Tools for generating CSV and other flat versions of the structured data
http://flatten-tool.readthedocs.io/en/latest/
MIT License
105 stars 15 forks source link

Exploring support for anyOf / oneOf #182

Open timgdavies opened 6 years ago

timgdavies commented 6 years ago

We currently don't support the oneOf or anyOf constructs in JSON schema.

We are using these in the Beneficial Ownership Data Standard, and they crop up when trying to re-use other schema contents such as GeoJSON.

We should identify whether flatten-tool can support these, or whether we have to document these as unsupported, and tailor schema design accordingly.

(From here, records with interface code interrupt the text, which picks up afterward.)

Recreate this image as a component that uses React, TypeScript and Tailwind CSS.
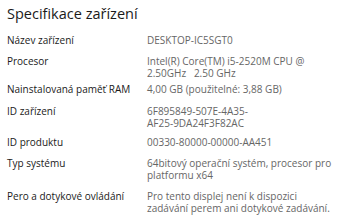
import React from "react";

const rows: { label: string; value: string; mt: string }[] = [
  { label: "Název zařízení", value: "DESKTOP-IC5SGT0", mt: "mt-0" },
  { label: "Procesor", value: "Intel(R) Core(TM) i5-2520M CPU @\n2.50GHz   2.50 GHz", mt: "mt-[9px]" },
  { label: "Nainstalovaná paměť RAM", value: "4,00 GB (použitelné: 3,88 GB)", mt: "mt-[4px]" },
  { label: "ID zařízení", value: "6F895849-507E-4A35-\nAF25-9DA24F3F82AC", mt: "mt-[10px]" },
  { label: "ID produktu", value: "00330-80000-00000-AA451", mt: "mt-[7px]" },
  { label: "Typ systému", value: "64bitový operační systém, procesor pro\nplatformu x64", mt: "mt-[9px]" },
  { label: "Pero a dotykové ovládání", value: "Pro tento displej není k dispozici\nzadávání perem ani dotykové zadávání.", mt: "mt-[9px]" },
];

export default function App() {
  return (
    <div className="w-[340px] h-[221px] bg-white overflow-hidden pl-[7px] pt-[4px]" style={{ fontFamily: "'Open Sans', 'Noto Sans', sans-serif" }}>
      <div className="text-[14.5px] leading-[20px] text-[#1a1a1a]">Specifikace zařízení</div>
      <div className="mt-[10px] text-[10px] leading-[12px]">
        {rows.map((r) => (
          <div key={r.label} className={`flex ${r.mt}`}>
            <div className="w-[140px] shrink-0 text-[#1a1a1a]">{r.label}</div>
            <div className="text-[#666666] whitespace-pre">{r.value}</div>
          </div>
        ))}
      </div>
    </div>
  );
}
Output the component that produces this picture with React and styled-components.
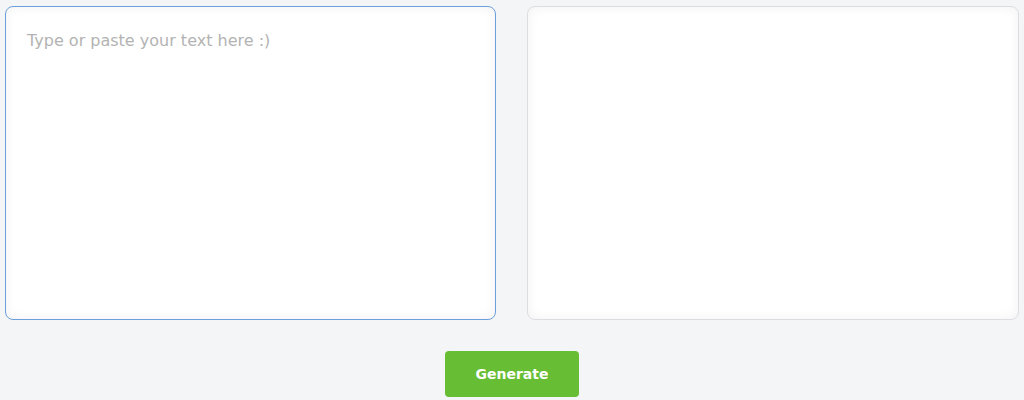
import React from "react";
import styled, { createGlobalStyle } from "styled-components";

const Global = createGlobalStyle`
  html, body { margin: 0; padding: 0; background: #f4f5f7; }
  body { font-family: "DejaVu Sans", "Noto Sans", sans-serif; }
  * { box-sizing: border-box; }
`;

const Page = styled.div`
  padding: 6px 5px 0 5px;
  display: flex;
  flex-direction: column;
  align-items: center;
`;

const Panels = styled.div`
  width: 100%;
  display: grid;
  grid-template-columns: 491px 492px;
  column-gap: 31px;
`;

const Area = styled.textarea`
  height: 314px;
  resize: none;
  border-radius: 8px;
  border: 1px solid ${(p) => (p.$focused ? "#6c9fdb" : "#dcdde0")};
  background: #ffffff;
  box-shadow: inset 0 0 12px rgba(0, 0, 0, 0.06);
  padding: 24px 21px;
  font-family: "DejaVu Sans", "Noto Sans", sans-serif;
  font-size: 16px;
  color: #333;
  outline: none;
  &::placeholder { color: #b3b3b3; }
`;

const Button = styled.button`
  margin-top: 31px;
  width: 134px;
  height: 46px;
  border: none;
  border-radius: 4px;
  background: #67bd33;
  color: #fff;
  font-family: "DejaVu Sans", "Noto Sans", sans-serif;
  font-weight: 700;
  font-size: 14px;
  cursor: pointer;
`;

export default function App() {
  return (
    <>
      <Global />
      <Page>
        <Panels>
          <Area $focused placeholder="Type or paste your text here :)" />
          <Area readOnly />
        </Panels>
        <Button>Generate</Button>
      </Page>
    </>
  );
}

Worked example for discussion

As a simple example, with a schema, just to start thinking on this:

{
  "properties": {
    "food": {
      "oneOf": [
        {
          "type": "object",
          "title": "3-Course Menu",
          "properties": {
            "firstCourse": {
              "type": "string"
            },
            "mainCourse": {
              "type": "string"
            },
            "desert": {
              "type": "string"
            }
          }
        },
        {
          "type": "string"
        }
      ]
    }
  }
}

The following are valid JSON objects:

{
  "food":{
    "firstCourse":"Soup",
    "mainCourse":"Nut Roast",
    "desert":"Ice cream"
  } 
}

and

{
  "food":"Cheese"
}

These would flatten into the following tables:

food
Cheese

or

food/firstCourse food/mainCourse food/desert
Soup Nut roast Ice-cream

So what should a template look like?

It would likely need to include both options:

food food/firstCourse food/mainCourse food/desert
Soup Nut roast Ice-cream
Cheese

Which would of course cause errors if the user incorrectly input:

food food/firstCourse food/mainCourse food/desert
Cheese Soup Nut roast Ice-cream

as this would mean we have a string, and then an object in the same property.

Other scenarios

The more common pattern we might encounter would be a property that can contain multiple kinds of objects (as in the case of BODS, where an interestedParty might be an entityStatement, a personStatement or a nullStatement), or an array that can contain multiple kinds of objects.

I think in these cases we could just be writing out to a template all the objects, but would need to group them somehow (possibly an editorial job when curating templates), but would the have the risk still that if a user enters properties from a mix of the potential objects, we'll end up building an invalid object. Not sure how big a problem this necessarily is, as long as validation reports can pick it up effectively.

kindly commented 6 years ago

@timgdavies the problem we also have about anyOf and oneOf are the obscure validation error messages they give. i.e they just say something like {this whole object} is not valid in any subschema and the object can be huge.

I think we can support oneOf and anyOf but only for a subset of all the possible subschemas they can contain but not sure we should. Your examples above cover having "a string or an object" or "an object and another object", but they could have many more types of subschemas. So, for example, you could have a pathological case where we have an anyOf which contains: "A list of strings or a list of objects or a different list of objects or a string or an object or a different object or a number or a list of different types". So I do not think it will be possible to cover all cases anyOf or oneOf. So we need to decide a subset if we are to support them.

My instinct is not to support them unless they do not contain types. I think it is generally bad data modelling to allow two different types under the same field name. Its hard to put into a database and hard to use as a data analyst.

I would prefer just two separate fields (with distinct names) and a way to check that only one of them are used or any of them are used (and have preference for one if both). You could use this pattern to do the validation.